The Dialectical Society.

In the extracts from the Report of the Committee of the Dialectical Society given in the [preceding chapter], it will be remembered that raps and other noises are referred to as being frequently heard, and also as apparently produced by an intelligent agency.

Testimony of Professor W. F. Barrett, F.R.S.

The reader is asked to refer to the general conditions of the case of Mr. C. testified to by Professor Barrett in the [previous chapter]. He says:—

"They (the sounds) came more readily and more loudly when music was played, or a merry song struck up. Usually they kept time with the music, and altogether displayed a singular degree of intelligence. Sometimes a loud rhythmic scraping, as of a violoncello bow on a piece of wood, would accompany the music. Again and again I placed my ear on the very spot on the table whence this rough fiddling appeared to proceed, and felt distinctly the rhythmic vibration of the table, but no tangible cause was visible either above or below the table.... On one occasion, when no one else was in the room, ... I asked my young friend the medium to put her hands against the wall, and see how far she could stretch her feet back from the wall without tumbling down. This she did, and whilst in this constrained position—with the muscles of arms and legs all in tension—I asked for the knocks to come. Immediately a brisk pattering of raps followed my request. All the while the child remained quite motionless. My reason in making this experiment, was to test the late Dr. Carpenter's muscular theory of the cause of the sounds. Had Dr. Carpenter been present, I feel sure he would have admitted that here at any rate that theory fell through."[13]

Professor Barrett sums up his conclusions on this case thus:—

"A long and careful examination convinced me that trickery on the part of the child was a more improbable hypothesis than that the sounds proceeded from some unknown agency.

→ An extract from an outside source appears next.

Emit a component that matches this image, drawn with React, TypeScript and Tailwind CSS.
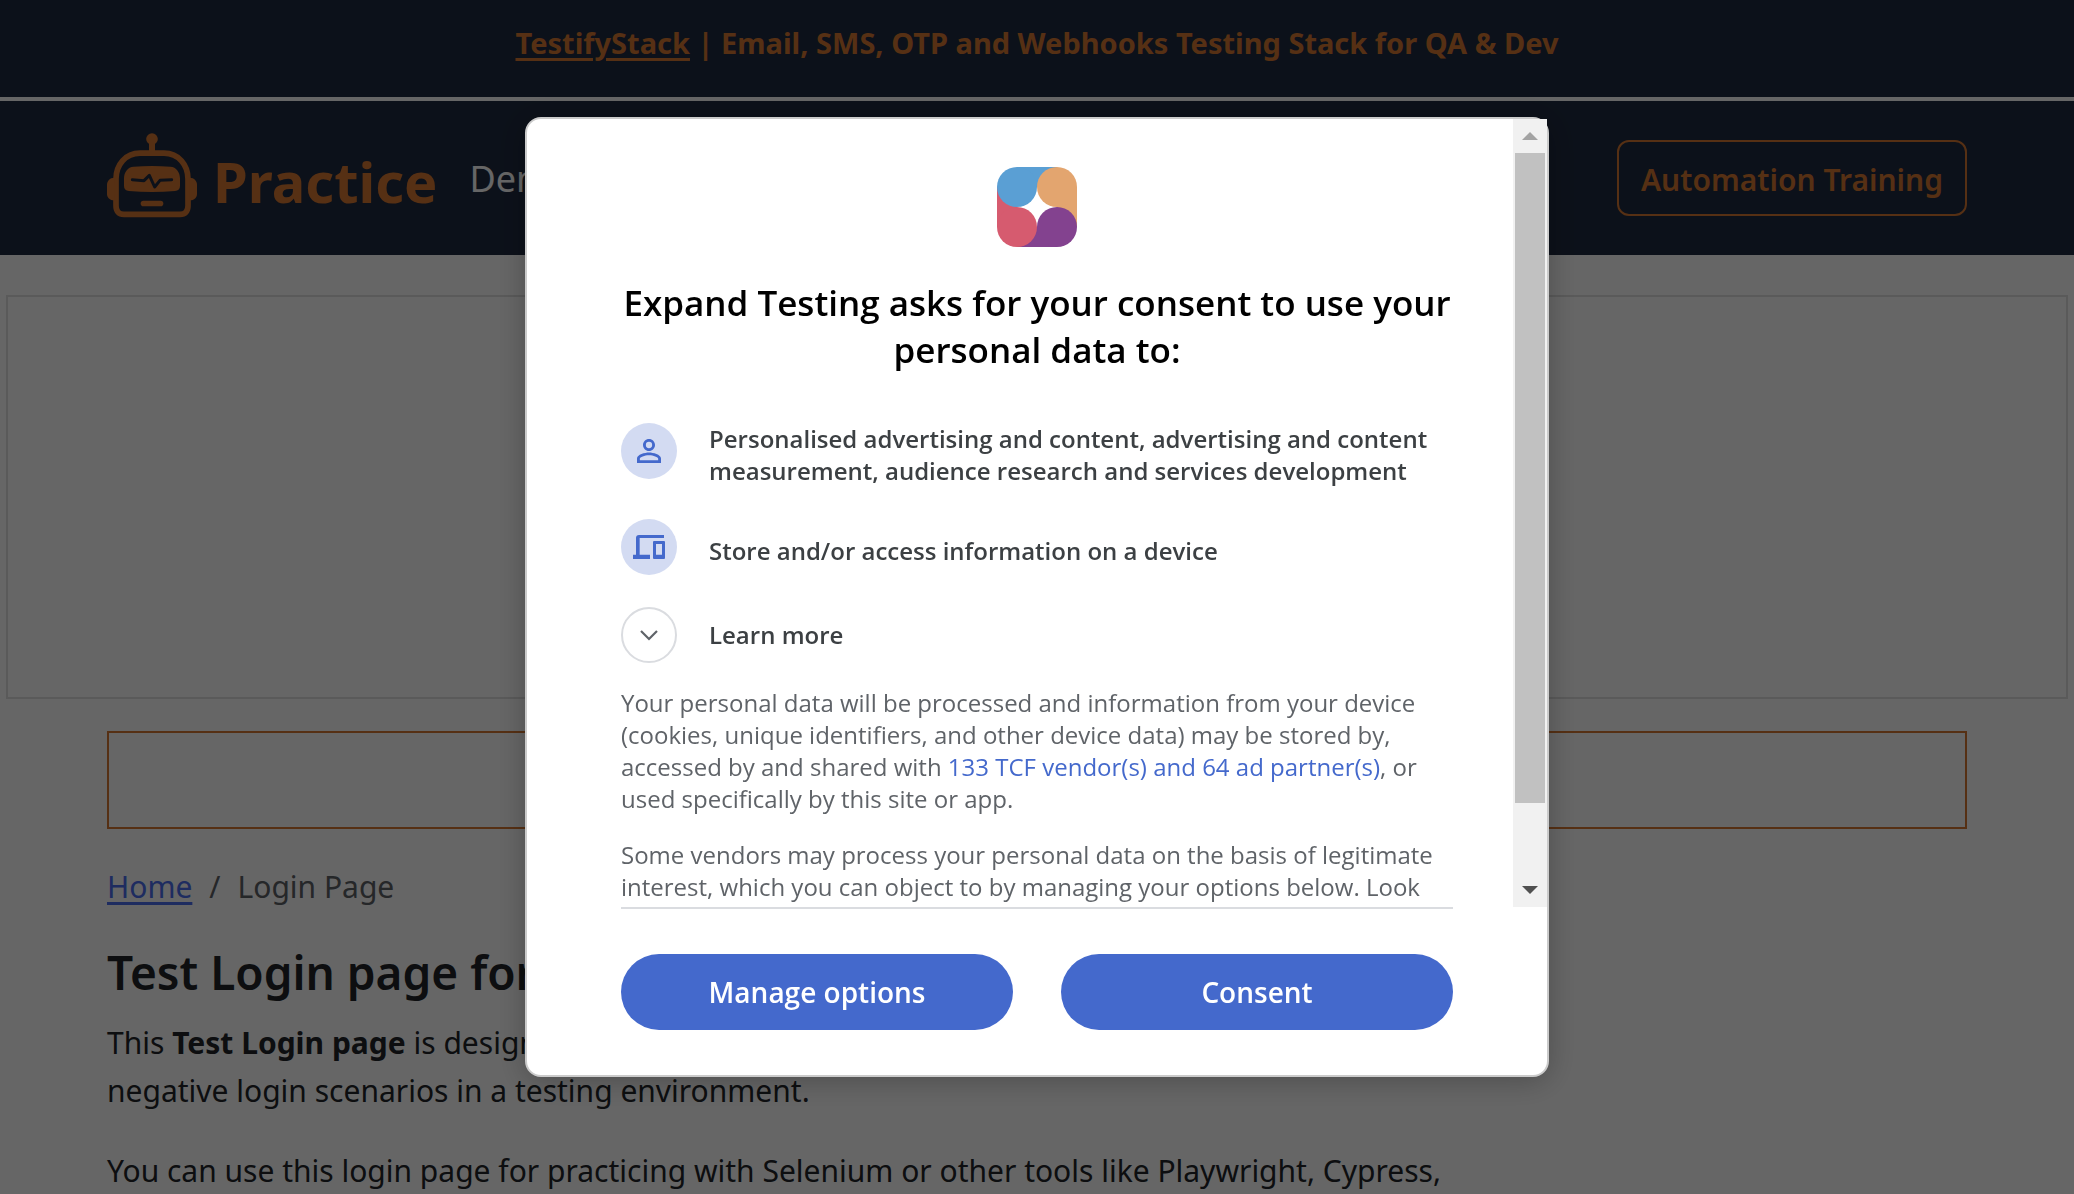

Nor could the sounds be accounted for by trickery on the part of the servants in the house, for in addition to my careful inquiries on this point, Mr. C. informed me that he had obtained the raps on the handle of his umbrella out of doors, when the child was by his side; and that the music-master complained of raps proceeding from inside the piano whenever the child was listless or inattentive at her music lesson. Mrs. C. told me that almost every night she heard the raps by the bedside of the child when she went to bid her good-night; and that after she had left the room and partially closed the door, she would hear quite an animated conversation going on between her daughter and her invisible companion, the child rapidly spelling over the alphabet, and the raps occurring at the right letters, and the child thus obtaining with surprising rapidity a clue to the words spelt out.

"Still more violently improbable is the supposition that the parents of the child were at the bottom of the mystery, stimulated by a desire to impress their friends with the wonderful but imaginary gifts their child possessed. The presence of the parents was not necessary for the occurrence of the sounds, which, as I have said, often took place when I was the only person in the room besides the child.

"Hallucination was the explanation which suggested itself to my own mind when first I heard of the phenomena, but was dismissed as wholly inapplicable after the first day's inquiry; nor do I think that any one could maintain that different people, individually and collectively, for some weeks, thought they heard and saw a series of sounds and motions which had no objective existence.

"No! I was then, and am still, morally certain that the phenomena had a real existence outside oneself, and that they were not produced by trickery or by known causes. Hence I could come to no other conclusion than that we had here a class of phenomena wholly new to science."[14]